#### Aim
Reproduce each line exactly. Skip none.

#### Information provided
•••••

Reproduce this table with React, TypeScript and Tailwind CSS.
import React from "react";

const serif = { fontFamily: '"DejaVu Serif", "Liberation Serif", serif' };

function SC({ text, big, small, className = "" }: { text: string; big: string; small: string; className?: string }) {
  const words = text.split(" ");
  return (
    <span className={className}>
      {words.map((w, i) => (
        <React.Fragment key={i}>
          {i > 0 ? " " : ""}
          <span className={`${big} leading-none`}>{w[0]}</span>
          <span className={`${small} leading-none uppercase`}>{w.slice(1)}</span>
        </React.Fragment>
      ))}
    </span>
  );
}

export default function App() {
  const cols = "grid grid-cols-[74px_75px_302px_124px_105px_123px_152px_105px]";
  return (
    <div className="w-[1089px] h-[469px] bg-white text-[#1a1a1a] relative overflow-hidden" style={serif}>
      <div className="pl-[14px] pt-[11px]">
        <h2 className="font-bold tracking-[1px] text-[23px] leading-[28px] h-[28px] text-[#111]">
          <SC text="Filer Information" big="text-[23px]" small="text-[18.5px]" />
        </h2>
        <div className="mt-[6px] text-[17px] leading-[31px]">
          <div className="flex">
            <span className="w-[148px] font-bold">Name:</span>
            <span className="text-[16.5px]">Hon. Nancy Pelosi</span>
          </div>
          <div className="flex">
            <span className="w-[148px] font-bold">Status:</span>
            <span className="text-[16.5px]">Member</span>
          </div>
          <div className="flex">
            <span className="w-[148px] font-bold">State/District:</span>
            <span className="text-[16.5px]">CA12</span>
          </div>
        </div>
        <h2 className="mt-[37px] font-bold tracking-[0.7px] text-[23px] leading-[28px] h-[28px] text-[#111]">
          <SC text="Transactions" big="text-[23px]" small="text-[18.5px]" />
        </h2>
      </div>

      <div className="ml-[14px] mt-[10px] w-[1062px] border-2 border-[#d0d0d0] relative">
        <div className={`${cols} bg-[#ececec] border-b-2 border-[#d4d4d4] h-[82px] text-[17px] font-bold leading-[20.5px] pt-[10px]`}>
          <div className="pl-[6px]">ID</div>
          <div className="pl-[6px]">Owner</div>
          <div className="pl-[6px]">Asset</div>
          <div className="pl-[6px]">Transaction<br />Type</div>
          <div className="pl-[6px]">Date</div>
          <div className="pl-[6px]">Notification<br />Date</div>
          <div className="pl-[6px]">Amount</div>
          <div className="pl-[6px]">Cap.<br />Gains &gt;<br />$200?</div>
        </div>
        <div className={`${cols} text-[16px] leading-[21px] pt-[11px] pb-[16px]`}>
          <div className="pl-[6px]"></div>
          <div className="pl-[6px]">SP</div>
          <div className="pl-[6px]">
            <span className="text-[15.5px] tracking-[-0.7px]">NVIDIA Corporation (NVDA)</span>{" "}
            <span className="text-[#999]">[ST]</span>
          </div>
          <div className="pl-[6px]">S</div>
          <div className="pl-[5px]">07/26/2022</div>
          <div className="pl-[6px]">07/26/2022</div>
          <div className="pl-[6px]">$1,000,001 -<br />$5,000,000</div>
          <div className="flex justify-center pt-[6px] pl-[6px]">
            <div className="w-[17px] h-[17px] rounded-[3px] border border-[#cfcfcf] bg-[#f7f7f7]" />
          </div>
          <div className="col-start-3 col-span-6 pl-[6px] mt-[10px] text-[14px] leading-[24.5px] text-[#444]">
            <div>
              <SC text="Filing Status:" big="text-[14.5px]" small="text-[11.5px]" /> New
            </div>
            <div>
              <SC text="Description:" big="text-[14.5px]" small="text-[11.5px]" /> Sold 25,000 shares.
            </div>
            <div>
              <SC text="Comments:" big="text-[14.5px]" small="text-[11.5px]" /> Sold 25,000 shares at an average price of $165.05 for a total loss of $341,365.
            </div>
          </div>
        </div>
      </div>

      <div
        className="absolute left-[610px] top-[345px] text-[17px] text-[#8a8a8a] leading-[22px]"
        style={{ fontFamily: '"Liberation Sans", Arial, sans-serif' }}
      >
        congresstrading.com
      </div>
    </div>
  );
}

•••••

#### Problem solution
Reproduce this table with React, TypeScript and Tailwind CSS.
import React from "react";

const serif = { fontFamily: '"DejaVu Serif", "Liberation Serif", serif' };

function SC({ text, big, small, className = "" }: { text: string; big: string; small: string; className?: string }) {
  const words = text.split(" ");
  return (
    <span className={className}>
      {words.map((w, i) => (
        <React.Fragment key={i}>
          {i > 0 ? " " : ""}
          <span className={`${big} leading-none`}>{w[0]}</span>
          <span className={`${small} leading-none uppercase`}>{w.slice(1)}</span>
        </React.Fragment>
      ))}
    </span>
  );
}

export default function App() {
  const cols = "grid grid-cols-[74px_75px_302px_124px_105px_123px_152px_105px]";
  return (
    <div className="w-[1089px] h-[469px] bg-white text-[#1a1a1a] relative overflow-hidden" style={serif}>
      <div className="pl-[14px] pt-[11px]">
        <h2 className="font-bold tracking-[1px] text-[23px] leading-[28px] h-[28px] text-[#111]">
          <SC text="Filer Information" big="text-[23px]" small="text-[18.5px]" />
        </h2>
        <div className="mt-[6px] text-[17px] leading-[31px]">
          <div className="flex">
            <span className="w-[148px] font-bold">Name:</span>
            <span className="text-[16.5px]">Hon. Nancy Pelosi</span>
          </div>
          <div className="flex">
            <span className="w-[148px] font-bold">Status:</span>
            <span className="text-[16.5px]">Member</span>
          </div>
          <div className="flex">
            <span className="w-[148px] font-bold">State/District:</span>
            <span className="text-[16.5px]">CA12</span>
          </div>
        </div>
        <h2 className="mt-[37px] font-bold tracking-[0.7px] text-[23px] leading-[28px] h-[28px] text-[#111]">
          <SC text="Transactions" big="text-[23px]" small="text-[18.5px]" />
        </h2>
      </div>

      <div className="ml-[14px] mt-[10px] w-[1062px] border-2 border-[#d0d0d0] relative">
        <div className={`${cols} bg-[#ececec] border-b-2 border-[#d4d4d4] h-[82px] text-[17px] font-bold leading-[20.5px] pt-[10px]`}>
          <div className="pl-[6px]">ID</div>
          <div className="pl-[6px]">Owner</div>
          <div className="pl-[6px]">Asset</div>
          <div className="pl-[6px]">Transaction<br />Type</div>
          <div className="pl-[6px]">Date</div>
          <div className="pl-[6px]">Notification<br />Date</div>
          <div className="pl-[6px]">Amount</div>
          <div className="pl-[6px]">Cap.<br />Gains &gt;<br />$200?</div>
        </div>
        <div className={`${cols} text-[16px] leading-[21px] pt-[11px] pb-[16px]`}>
          <div className="pl-[6px]"></div>
          <div className="pl-[6px]">SP</div>
          <div className="pl-[6px]">
            <span className="text-[15.5px] tracking-[-0.7px]">NVIDIA Corporation (NVDA)</span>{" "}
            <span className="text-[#999]">[ST]</span>
          </div>
          <div className="pl-[6px]">S</div>
          <div className="pl-[5px]">07/26/2022</div>
          <div className="pl-[6px]">07/26/2022</div>
          <div className="pl-[6px]">$1,000,001 -<br />$5,000,000</div>
          <div className="flex justify-center pt-[6px] pl-[6px]">
            <div className="w-[17px] h-[17px] rounded-[3px] border border-[#cfcfcf] bg-[#f7f7f7]" />
          </div>
          <div className="col-start-3 col-span-6 pl-[6px] mt-[10px] text-[14px] leading-[24.5px] text-[#444]">
            <div>
              <SC text="Filing Status:" big="text-[14.5px]" small="text-[11.5px]" /> New
            </div>
            <div>
              <SC text="Description:" big="text-[14.5px]" small="text-[11.5px]" /> Sold 25,000 shares.
            </div>
            <div>
              <SC text="Comments:" big="text-[14.5px]" small="text-[11.5px]" /> Sold 25,000 shares at an average price of $165.05 for a total loss of $341,365.
            </div>
          </div>
        </div>
      </div>

      <div
        className="absolute left-[610px] top-[345px] text-[17px] text-[#8a8a8a] leading-[22px]"
        style={{ fontFamily: '"Liberation Sans", Arial, sans-serif' }}
      >
        congresstrading.com
      </div>
    </div>
  );
}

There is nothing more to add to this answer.